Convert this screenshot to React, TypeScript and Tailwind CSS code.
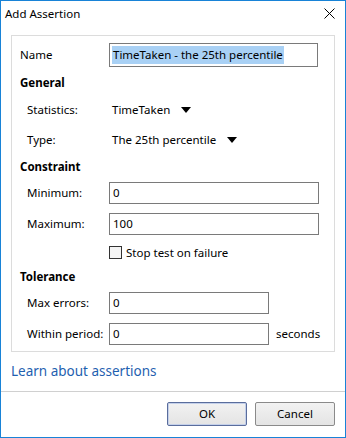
import React from "react";

const font = { fontFamily: '"Noto Sans", "Liberation Sans", sans-serif' };

function Caret() {
  return (
    <svg width="10" height="6" viewBox="0 0 10 6" className="ml-[11px]">
      <path d="M0 0 H10 L5 6 Z" fill="#000" />
    </svg>
  );
}

export default function App() {
  return (
    <div
      className="w-[346px] h-[438px] border border-[#1883d7] bg-white flex flex-col text-[11.5px] text-black leading-none"
      style={font}
    >
      {/* Title bar */}
      <div className="h-[25px] flex items-center justify-between pl-[4px] pr-[10px] shrink-0">
        <span className="text-[11.5px]">Add Assertion</span>
        <svg width="11" height="11" viewBox="0 0 11 11">
          <path d="M0.5 0.5 L10.5 10.5 M10.5 0.5 L0.5 10.5" stroke="#000" strokeWidth="1" />
        </svg>
      </div>

      {/* Body */}
      <div className="px-[10px] mt-[9px]">
        <div className="border border-[#dcdcdc] pt-[7px] pb-[6px] flex flex-col">
          {/* Name */}
          <div className="h-[24px] flex items-center">
            <span className="w-[97px] pl-[8px]">Name</span>
            <div className="w-[209px] h-[24px] border border-[#7a7a7a] flex items-center pl-[2px]">
              <span className="bg-[#a9d1f5] px-[1px] py-[3px]">TimeTaken - the 25th percentile</span>
            </div>
          </div>

          {/* General */}
          <div className="h-[16px] mt-[8px] flex items-center pl-[8px] font-bold">General</div>
          <div className="h-[20px] mt-[9px] flex items-center">
            <span className="w-[97px] pl-[15px]">Statistics:</span>
            <span className="pl-[3px]">TimeTaken</span>
            <Caret />
          </div>
          <div className="h-[20px] mt-[10px] flex items-center">
            <span className="w-[97px] pl-[15px]">Type:</span>
            <span className="pl-[3px]">The 25th percentile</span>
            <Caret />
          </div>

          {/* Constraint */}
          <div className="h-[16px] mt-[9px] flex items-center pl-[8px] font-bold">Constraint</div>
          <div className="h-[22px] mt-[7px] flex items-center">
            <span className="w-[97px] pl-[15px]">Minimum:</span>
            <div className="w-[210px] h-[22px] border border-[#7a7a7a] flex items-center pl-[3px]">0</div>
          </div>
          <div className="h-[22px] mt-[9px] flex items-center">
            <span className="w-[97px] pl-[15px]">Maximum:</span>
            <div className="w-[210px] h-[22px] border border-[#7a7a7a] flex items-center pl-[3px]">100</div>
          </div>
          <div className="h-[13px] mt-[11px] flex items-center">
            <span className="w-[97px]" />
            <div className="w-[13px] h-[13px] border border-[#333] bg-[#f4f4f4]" />
            <span className="ml-[4px]">Stop test on failure</span>
          </div>

          {/* Tolerance */}
          <div className="h-[16px] mt-[10px] flex items-center pl-[8px] font-bold">Tolerance</div>
          <div className="h-[22px] mt-[7px] flex items-center">
            <span className="w-[97px] pl-[15px]">Max errors:</span>
            <div className="w-[160px] h-[22px] border border-[#7a7a7a] flex items-center pl-[3px]">0</div>
          </div>
          <div className="h-[22px] mt-[9px] flex items-center">
            <span className="w-[97px] pl-[15px]">Within period:</span>
            <div className="w-[160px] h-[22px] border border-[#7a7a7a] flex items-center pl-[3px]">0</div>
            <span className="ml-[7px]">seconds</span>
          </div>
        </div>
      </div>

      {/* Link */}
      <div className="h-[39px] flex items-center px-[10px]">
        <span className="text-[13.5px] text-[#1f5fb0]">Learn about assertions</span>
      </div>

      {/* Footer */}
      <div className="border-t border-[#d0d0d0] flex-1 flex justify-end items-start pt-[10px] pr-[10px] gap-[8px]">
        <button
          className="w-[80px] h-[24px] border border-[#5a6d9c] bg-gradient-to-b from-[#f2f2f2] to-[#e4e4e4] shadow-[inset_0_0_0_1px_#c4d0ea] text-[11.5px] rounded-[2px]"
          style={font}
        >
          OK
        </button>
        <button
          className="w-[80px] h-[24px] border border-[#8a8a8a] bg-gradient-to-b from-[#f2f2f2] to-[#e4e4e4] text-[11.5px] rounded-[2px]"
          style={font}
        >
          Cancel
        </button>
      </div>
    </div>
  );
}
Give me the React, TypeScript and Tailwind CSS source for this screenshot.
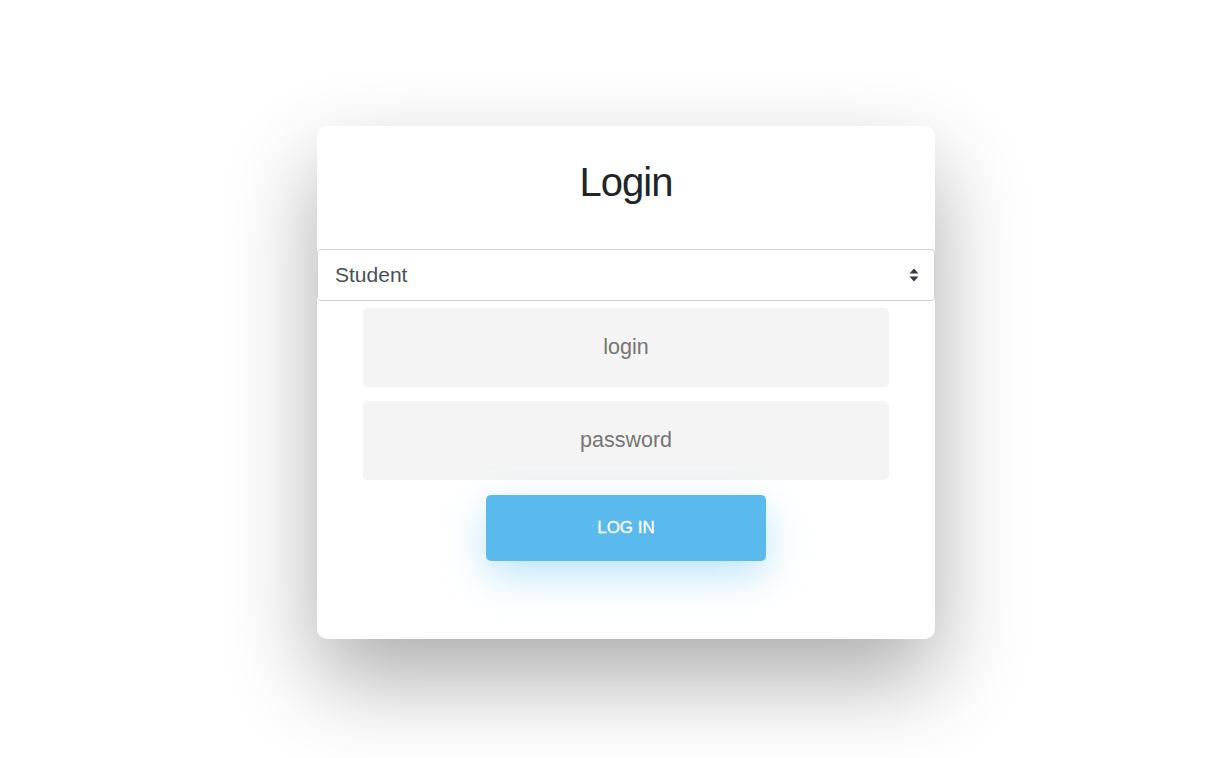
import React, { useState } from 'react';

const SelectArrows = () => (
  <svg width="10" height="14" viewBox="0 0 10 14" className="pointer-events-none absolute right-[16px] top-1/2 -translate-y-1/2">
    <path d="M5 0.5 L9.5 5.5 H0.5 Z" fill="#343a40" />
    <path d="M5 13.5 L9.5 8.5 H0.5 Z" fill="#343a40" />
  </svg>
);

export default function App() {
  const [role, setRole] = useState('Student');
  const [login, setLogin] = useState('');
  const [password, setPassword] = useState('');

  return (
    <div className="min-h-[758px] bg-white flex justify-center pl-[28px] pt-[126px] font-['Liberation_Sans',Arial,sans-serif]">
      <div className="w-[618px] h-[513px] bg-white rounded-[10px] shadow-[0_40px_90px_rgba(0,0,0,0.33)] flex flex-col items-center">
        <h1 className="mt-[32px] text-[40px] leading-[48px] tracking-[-1px] text-[#212529] font-normal">Login</h1>

        {/* rôle */}
        <div className="relative w-full mt-[43px]">
          <select
            value={role}
            onChange={e => setRole(e.target.value)}
            className="appearance-none w-full h-[52px] border border-[#ced4da] rounded-[4px] bg-white pl-[17px] pr-10 text-[21px] text-[#495057] outline-none"
          >
            <option>Student</option>
            <option>Teacher</option>
          </select>
          <SelectArrows />
        </div>

        <div className="w-[526px] flex flex-col gap-[14px] mt-[7px]">
          <input
            type="text"
            placeholder="login"
            value={login}
            onChange={e => setLogin(e.target.value)}
            className="h-[79px] w-full bg-[#f4f4f4] rounded-[5px] text-center text-[21.5px] text-[#495057] placeholder:text-[#757575] outline-none"
          />
          <input
            type="password"
            placeholder="password"
            value={password}
            onChange={e => setPassword(e.target.value)}
            className="h-[79px] w-full bg-[#f4f4f4] rounded-[5px] text-center text-[21.5px] text-[#495057] placeholder:text-[#757575] outline-none"
          />
        </div>

        <button className="mt-[15px] w-[280px] h-[66px] bg-[#5bbaed] rounded-[5px] text-white text-[17px] uppercase [-webkit-text-stroke:0.3px_white] shadow-[0_14px_40px_rgba(91,186,237,0.4)]">
          Log in
        </button>
      </div>
    </div>
  );
}
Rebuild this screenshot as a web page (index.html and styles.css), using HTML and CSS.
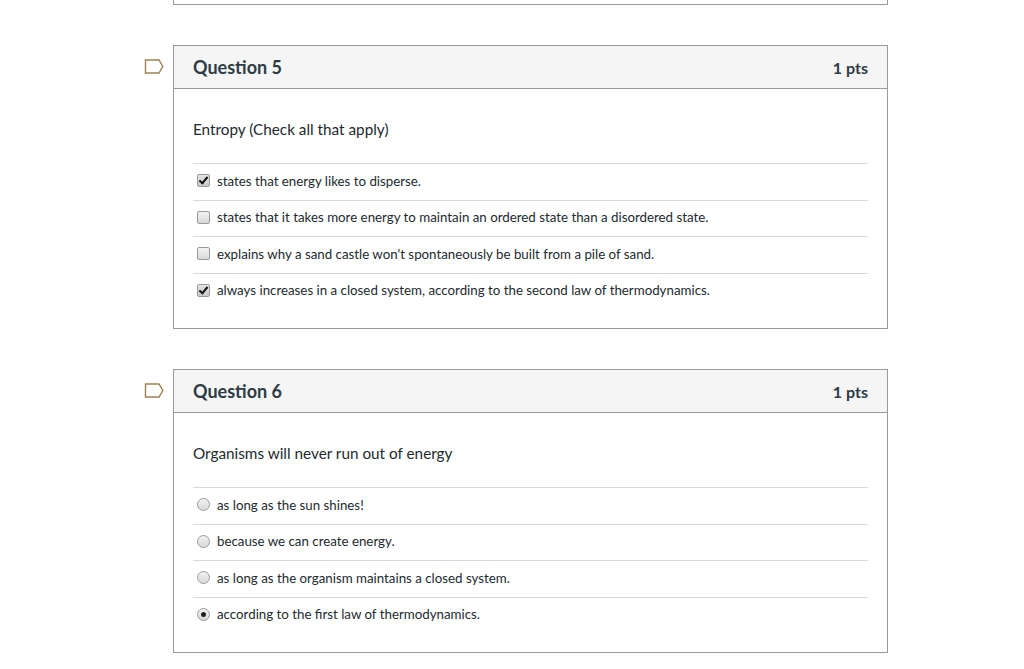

## WHAT THE TASK REQUIRES
What is needed is an exact reproduction of the data, pictures excluded.

## EXPECTED OUTPUT
Convert this screenshot to React, TypeScript and Tailwind CSS code.
import React from "react";

const font = { fontFamily: '"Noto Sans", "Liberation Sans", sans-serif' };

function Caret() {
  return (
    <svg width="10" height="6" viewBox="0 0 10 6" className="ml-[11px]">
      <path d="M0 0 H10 L5 6 Z" fill="#000" />
    </svg>
  );
}

export default function App() {
  return (
    <div
      className="w-[346px] h-[438px] border border-[#1883d7] bg-white flex flex-col text-[11.5px] text-black leading-none"
      style={font}
    >
      {/* Title bar */}
      <div className="h-[25px] flex items-center justify-between pl-[4px] pr-[10px] shrink-0">
        <span className="text-[11.5px]">Add Assertion</span>
        <svg width="11" height="11" viewBox="0 0 11 11">
          <path d="M0.5 0.5 L10.5 10.5 M10.5 0.5 L0.5 10.5" stroke="#000" strokeWidth="1" />
        </svg>
      </div>

      {/* Body */}
      <div className="px-[10px] mt-[9px]">
        <div className="border border-[#dcdcdc] pt-[7px] pb-[6px] flex flex-col">
          {/* Name */}
          <div className="h-[24px] flex items-center">
            <span className="w-[97px] pl-[8px]">Name</span>
            <div className="w-[209px] h-[24px] border border-[#7a7a7a] flex items-center pl-[2px]">
              <span className="bg-[#a9d1f5] px-[1px] py-[3px]">TimeTaken - the 25th percentile</span>
            </div>
          </div>

          {/* General */}
          <div className="h-[16px] mt-[8px] flex items-center pl-[8px] font-bold">General</div>
          <div className="h-[20px] mt-[9px] flex items-center">
            <span className="w-[97px] pl-[15px]">Statistics:</span>
            <span className="pl-[3px]">TimeTaken</span>
            <Caret />
          </div>
          <div className="h-[20px] mt-[10px] flex items-center">
            <span className="w-[97px] pl-[15px]">Type:</span>
            <span className="pl-[3px]">The 25th percentile</span>
            <Caret />
          </div>

          {/* Constraint */}
          <div className="h-[16px] mt-[9px] flex items-center pl-[8px] font-bold">Constraint</div>
          <div className="h-[22px] mt-[7px] flex items-center">
            <span className="w-[97px] pl-[15px]">Minimum:</span>
            <div className="w-[210px] h-[22px] border border-[#7a7a7a] flex items-center pl-[3px]">0</div>
          </div>
          <div className="h-[22px] mt-[9px] flex items-center">
            <span className="w-[97px] pl-[15px]">Maximum:</span>
            <div className="w-[210px] h-[22px] border border-[#7a7a7a] flex items-center pl-[3px]">100</div>
          </div>
          <div className="h-[13px] mt-[11px] flex items-center">
            <span className="w-[97px]" />
            <div className="w-[13px] h-[13px] border border-[#333] bg-[#f4f4f4]" />
            <span className="ml-[4px]">Stop test on failure</span>
          </div>

          {/* Tolerance */}
          <div className="h-[16px] mt-[10px] flex items-center pl-[8px] font-bold">Tolerance</div>
          <div className="h-[22px] mt-[7px] flex items-center">
            <span className="w-[97px] pl-[15px]">Max errors:</span>
            <div className="w-[160px] h-[22px] border border-[#7a7a7a] flex items-center pl-[3px]">0</div>
          </div>
          <div className="h-[22px] mt-[9px] flex items-center">
            <span className="w-[97px] pl-[15px]">Within period:</span>
            <div className="w-[160px] h-[22px] border border-[#7a7a7a] flex items-center pl-[3px]">0</div>
            <span className="ml-[7px]">seconds</span>
          </div>
        </div>
      </div>

      {/* Link */}
      <div className="h-[39px] flex items-center px-[10px]">
        <span className="text-[13.5px] text-[#1f5fb0]">Learn about assertions</span>
      </div>

      {/* Footer */}
      <div className="border-t border-[#d0d0d0] flex-1 flex justify-end items-start pt-[10px] pr-[10px] gap-[8px]">
        <button
          className="w-[80px] h-[24px] border border-[#5a6d9c] bg-gradient-to-b from-[#f2f2f2] to-[#e4e4e4] shadow-[inset_0_0_0_1px_#c4d0ea] text-[11.5px] rounded-[2px]"
          style={font}
        >
          OK
        </button>
        <button
          className="w-[80px] h-[24px] border border-[#8a8a8a] bg-gradient-to-b from-[#f2f2f2] to-[#e4e4e4] text-[11.5px] rounded-[2px]"
          style={font}
        >
          Cancel
        </button>
      </div>
    </div>
  );
}
Give me the React, TypeScript and Tailwind CSS source for this screenshot.
import React, { useState } from 'react';

const SelectArrows = () => (
  <svg width="10" height="14" viewBox="0 0 10 14" className="pointer-events-none absolute right-[16px] top-1/2 -translate-y-1/2">
    <path d="M5 0.5 L9.5 5.5 H0.5 Z" fill="#343a40" />
    <path d="M5 13.5 L9.5 8.5 H0.5 Z" fill="#343a40" />
  </svg>
);

export default function App() {
  const [role, setRole] = useState('Student');
  const [login, setLogin] = useState('');
  const [password, setPassword] = useState('');

  return (
    <div className="min-h-[758px] bg-white flex justify-center pl-[28px] pt-[126px] font-['Liberation_Sans',Arial,sans-serif]">
      <div className="w-[618px] h-[513px] bg-white rounded-[10px] shadow-[0_40px_90px_rgba(0,0,0,0.33)] flex flex-col items-center">
        <h1 className="mt-[32px] text-[40px] leading-[48px] tracking-[-1px] text-[#212529] font-normal">Login</h1>

        {/* rôle */}
        <div className="relative w-full mt-[43px]">
          <select
            value={role}
            onChange={e => setRole(e.target.value)}
            className="appearance-none w-full h-[52px] border border-[#ced4da] rounded-[4px] bg-white pl-[17px] pr-10 text-[21px] text-[#495057] outline-none"
          >
            <option>Student</option>
            <option>Teacher</option>
          </select>
          <SelectArrows />
        </div>

        <div className="w-[526px] flex flex-col gap-[14px] mt-[7px]">
          <input
            type="text"
            placeholder="login"
            value={login}
            onChange={e => setLogin(e.target.value)}
            className="h-[79px] w-full bg-[#f4f4f4] rounded-[5px] text-center text-[21.5px] text-[#495057] placeholder:text-[#757575] outline-none"
          />
          <input
            type="password"
            placeholder="password"
            value={password}
            onChange={e => setPassword(e.target.value)}
            className="h-[79px] w-full bg-[#f4f4f4] rounded-[5px] text-center text-[21.5px] text-[#495057] placeholder:text-[#757575] outline-none"
          />
        </div>

        <button className="mt-[15px] w-[280px] h-[66px] bg-[#5bbaed] rounded-[5px] text-white text-[17px] uppercase [-webkit-text-stroke:0.3px_white] shadow-[0_14px_40px_rgba(91,186,237,0.4)]">
          Log in
        </button>
      </div>
    </div>
  );
}
Rebuild this screenshot as a web page (index.html and styles.css), using HTML and CSS.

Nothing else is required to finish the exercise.